** start **
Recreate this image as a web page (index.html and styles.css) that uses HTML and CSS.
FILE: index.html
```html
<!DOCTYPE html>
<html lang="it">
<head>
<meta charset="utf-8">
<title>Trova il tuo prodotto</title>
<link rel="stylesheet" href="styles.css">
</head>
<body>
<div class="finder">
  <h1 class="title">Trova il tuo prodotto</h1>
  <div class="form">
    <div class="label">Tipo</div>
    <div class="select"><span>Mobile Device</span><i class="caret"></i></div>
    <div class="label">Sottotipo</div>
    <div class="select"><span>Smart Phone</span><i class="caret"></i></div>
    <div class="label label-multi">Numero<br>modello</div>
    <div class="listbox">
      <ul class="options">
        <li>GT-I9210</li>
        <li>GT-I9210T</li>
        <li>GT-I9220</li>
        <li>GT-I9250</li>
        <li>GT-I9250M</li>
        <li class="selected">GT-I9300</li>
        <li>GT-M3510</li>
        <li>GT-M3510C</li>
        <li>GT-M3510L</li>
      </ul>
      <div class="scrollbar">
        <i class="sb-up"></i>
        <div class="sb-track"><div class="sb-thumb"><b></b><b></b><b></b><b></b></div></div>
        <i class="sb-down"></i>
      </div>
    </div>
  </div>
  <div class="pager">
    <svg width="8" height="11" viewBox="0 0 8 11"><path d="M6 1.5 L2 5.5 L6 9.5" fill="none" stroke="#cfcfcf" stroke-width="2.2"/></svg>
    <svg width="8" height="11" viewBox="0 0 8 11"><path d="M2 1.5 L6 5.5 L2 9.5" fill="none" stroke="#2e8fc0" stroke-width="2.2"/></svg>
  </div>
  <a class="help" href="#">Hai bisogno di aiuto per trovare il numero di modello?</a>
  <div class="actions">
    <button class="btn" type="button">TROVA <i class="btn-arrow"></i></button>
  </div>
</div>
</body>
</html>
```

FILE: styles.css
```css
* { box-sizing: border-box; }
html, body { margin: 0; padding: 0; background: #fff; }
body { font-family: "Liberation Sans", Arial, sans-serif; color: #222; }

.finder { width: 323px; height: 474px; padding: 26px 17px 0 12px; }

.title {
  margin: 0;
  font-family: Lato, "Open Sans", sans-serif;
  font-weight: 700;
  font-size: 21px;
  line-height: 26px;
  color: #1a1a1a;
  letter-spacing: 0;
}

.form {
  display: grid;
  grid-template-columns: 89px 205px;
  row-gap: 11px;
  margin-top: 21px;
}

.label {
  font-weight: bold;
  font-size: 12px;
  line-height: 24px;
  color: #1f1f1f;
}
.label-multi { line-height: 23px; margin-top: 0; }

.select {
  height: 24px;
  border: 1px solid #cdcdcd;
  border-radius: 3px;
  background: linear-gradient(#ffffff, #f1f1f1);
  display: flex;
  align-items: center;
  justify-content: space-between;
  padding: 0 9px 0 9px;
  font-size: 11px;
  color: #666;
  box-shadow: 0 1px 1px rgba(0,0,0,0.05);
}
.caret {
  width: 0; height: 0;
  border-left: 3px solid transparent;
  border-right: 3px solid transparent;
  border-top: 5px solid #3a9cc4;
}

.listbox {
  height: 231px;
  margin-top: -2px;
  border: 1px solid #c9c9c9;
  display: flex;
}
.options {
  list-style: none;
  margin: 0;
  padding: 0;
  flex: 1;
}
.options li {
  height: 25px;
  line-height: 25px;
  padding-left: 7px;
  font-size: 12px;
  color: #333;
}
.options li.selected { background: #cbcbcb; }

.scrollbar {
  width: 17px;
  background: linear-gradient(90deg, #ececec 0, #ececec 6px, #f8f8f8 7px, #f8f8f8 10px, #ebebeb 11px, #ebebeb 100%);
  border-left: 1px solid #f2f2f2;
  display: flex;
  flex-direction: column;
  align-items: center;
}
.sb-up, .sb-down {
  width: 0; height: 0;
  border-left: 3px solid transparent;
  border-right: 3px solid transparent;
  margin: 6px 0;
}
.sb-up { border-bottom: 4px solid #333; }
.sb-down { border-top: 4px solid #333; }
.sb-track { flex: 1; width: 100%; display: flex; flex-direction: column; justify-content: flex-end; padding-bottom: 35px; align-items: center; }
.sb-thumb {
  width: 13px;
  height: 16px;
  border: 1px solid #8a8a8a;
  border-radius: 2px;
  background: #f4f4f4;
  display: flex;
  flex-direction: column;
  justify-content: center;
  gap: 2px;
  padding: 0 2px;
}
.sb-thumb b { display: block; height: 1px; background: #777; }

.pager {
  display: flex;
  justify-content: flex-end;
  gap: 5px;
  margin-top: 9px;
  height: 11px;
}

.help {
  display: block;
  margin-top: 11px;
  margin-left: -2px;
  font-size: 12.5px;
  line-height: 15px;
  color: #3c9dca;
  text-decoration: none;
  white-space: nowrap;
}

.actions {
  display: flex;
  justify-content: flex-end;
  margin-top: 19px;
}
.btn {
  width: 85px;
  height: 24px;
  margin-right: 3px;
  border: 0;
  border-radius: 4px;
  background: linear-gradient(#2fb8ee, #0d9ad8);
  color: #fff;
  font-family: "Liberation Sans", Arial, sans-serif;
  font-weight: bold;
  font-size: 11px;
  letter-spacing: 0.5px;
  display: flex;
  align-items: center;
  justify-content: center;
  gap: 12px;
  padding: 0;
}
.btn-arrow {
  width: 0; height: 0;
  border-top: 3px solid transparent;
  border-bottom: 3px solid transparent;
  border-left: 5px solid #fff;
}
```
** end **
_What you should do_. Your task is to quote the listing above word for word.

_The answer_.
Recreate this image as a web page (index.html and styles.css) that uses HTML and CSS.
FILE: index.html
```html
<!DOCTYPE html>
<html lang="it">
<head>
<meta charset="utf-8">
<title>Trova il tuo prodotto</title>
<link rel="stylesheet" href="styles.css">
</head>
<body>
<div class="finder">
  <h1 class="title">Trova il tuo prodotto</h1>
  <div class="form">
    <div class="label">Tipo</div>
    <div class="select"><span>Mobile Device</span><i class="caret"></i></div>
    <div class="label">Sottotipo</div>
    <div class="select"><span>Smart Phone</span><i class="caret"></i></div>
    <div class="label label-multi">Numero<br>modello</div>
    <div class="listbox">
      <ul class="options">
        <li>GT-I9210</li>
        <li>GT-I9210T</li>
        <li>GT-I9220</li>
        <li>GT-I9250</li>
        <li>GT-I9250M</li>
        <li class="selected">GT-I9300</li>
        <li>GT-M3510</li>
        <li>GT-M3510C</li>
        <li>GT-M3510L</li>
      </ul>
      <div class="scrollbar">
        <i class="sb-up"></i>
        <div class="sb-track"><div class="sb-thumb"><b></b><b></b><b></b><b></b></div></div>
        <i class="sb-down"></i>
      </div>
    </div>
  </div>
  <div class="pager">
    <svg width="8" height="11" viewBox="0 0 8 11"><path d="M6 1.5 L2 5.5 L6 9.5" fill="none" stroke="#cfcfcf" stroke-width="2.2"/></svg>
    <svg width="8" height="11" viewBox="0 0 8 11"><path d="M2 1.5 L6 5.5 L2 9.5" fill="none" stroke="#2e8fc0" stroke-width="2.2"/></svg>
  </div>
  <a class="help" href="#">Hai bisogno di aiuto per trovare il numero di modello?</a>
  <div class="actions">
    <button class="btn" type="button">TROVA <i class="btn-arrow"></i></button>
  </div>
</div>
</body>
</html>
```

FILE: styles.css
```css
* { box-sizing: border-box; }
html, body { margin: 0; padding: 0; background: #fff; }
body { font-family: "Liberation Sans", Arial, sans-serif; color: #222; }

.finder { width: 323px; height: 474px; padding: 26px 17px 0 12px; }

.title {
  margin: 0;
  font-family: Lato, "Open Sans", sans-serif;
  font-weight: 700;
  font-size: 21px;
  line-height: 26px;
  color: #1a1a1a;
  letter-spacing: 0;
}

.form {
  display: grid;
  grid-template-columns: 89px 205px;
  row-gap: 11px;
  margin-top: 21px;
}

.label {
  font-weight: bold;
  font-size: 12px;
  line-height: 24px;
  color: #1f1f1f;
}
.label-multi { line-height: 23px; margin-top: 0; }

.select {
  height: 24px;
  border: 1px solid #cdcdcd;
  border-radius: 3px;
  background: linear-gradient(#ffffff, #f1f1f1);
  display: flex;
  align-items: center;
  justify-content: space-between;
  padding: 0 9px 0 9px;
  font-size: 11px;
  color: #666;
  box-shadow: 0 1px 1px rgba(0,0,0,0.05);
}
.caret {
  width: 0; height: 0;
  border-left: 3px solid transparent;
  border-right: 3px solid transparent;
  border-top: 5px solid #3a9cc4;
}

.listbox {
  height: 231px;
  margin-top: -2px;
  border: 1px solid #c9c9c9;
  display: flex;
}
.options {
  list-style: none;
  margin: 0;
  padding: 0;
  flex: 1;
}
.options li {
  height: 25px;
  line-height: 25px;
  padding-left: 7px;
  font-size: 12px;
  color: #333;
}
.options li.selected { background: #cbcbcb; }

.scrollbar {
  width: 17px;
  background: linear-gradient(90deg, #ececec 0, #ececec 6px, #f8f8f8 7px, #f8f8f8 10px, #ebebeb 11px, #ebebeb 100%);
  border-left: 1px solid #f2f2f2;
  display: flex;
  flex-direction: column;
  align-items: center;
}
.sb-up, .sb-down {
  width: 0; height: 0;
  border-left: 3px solid transparent;
  border-right: 3px solid transparent;
  margin: 6px 0;
}
.sb-up { border-bottom: 4px solid #333; }
.sb-down { border-top: 4px solid #333; }
.sb-track { flex: 1; width: 100%; display: flex; flex-direction: column; justify-content: flex-end; padding-bottom: 35px; align-items: center; }
.sb-thumb {
  width: 13px;
  height: 16px;
  border: 1px solid #8a8a8a;
  border-radius: 2px;
  background: #f4f4f4;
  display: flex;
  flex-direction: column;
  justify-content: center;
  gap: 2px;
  padding: 0 2px;
}
.sb-thumb b { display: block; height: 1px; background: #777; }

.pager {
  display: flex;
  justify-content: flex-end;
  gap: 5px;
  margin-top: 9px;
  height: 11px;
}

.help {
  display: block;
  margin-top: 11px;
  margin-left: -2px;
  font-size: 12.5px;
  line-height: 15px;
  color: #3c9dca;
  text-decoration: none;
  white-space: nowrap;
}

.actions {
  display: flex;
  justify-content: flex-end;
  margin-top: 19px;
}
.btn {
  width: 85px;
  height: 24px;
  margin-right: 3px;
  border: 0;
  border-radius: 4px;
  background: linear-gradient(#2fb8ee, #0d9ad8);
  color: #fff;
  font-family: "Liberation Sans", Arial, sans-serif;
  font-weight: bold;
  font-size: 11px;
  letter-spacing: 0.5px;
  display: flex;
  align-items: center;
  justify-content: center;
  gap: 12px;
  padding: 0;
}
.btn-arrow {
  width: 0; height: 0;
  border-top: 3px solid transparent;
  border-bottom: 3px solid transparent;
  border-left: 5px solid #fff;
}
```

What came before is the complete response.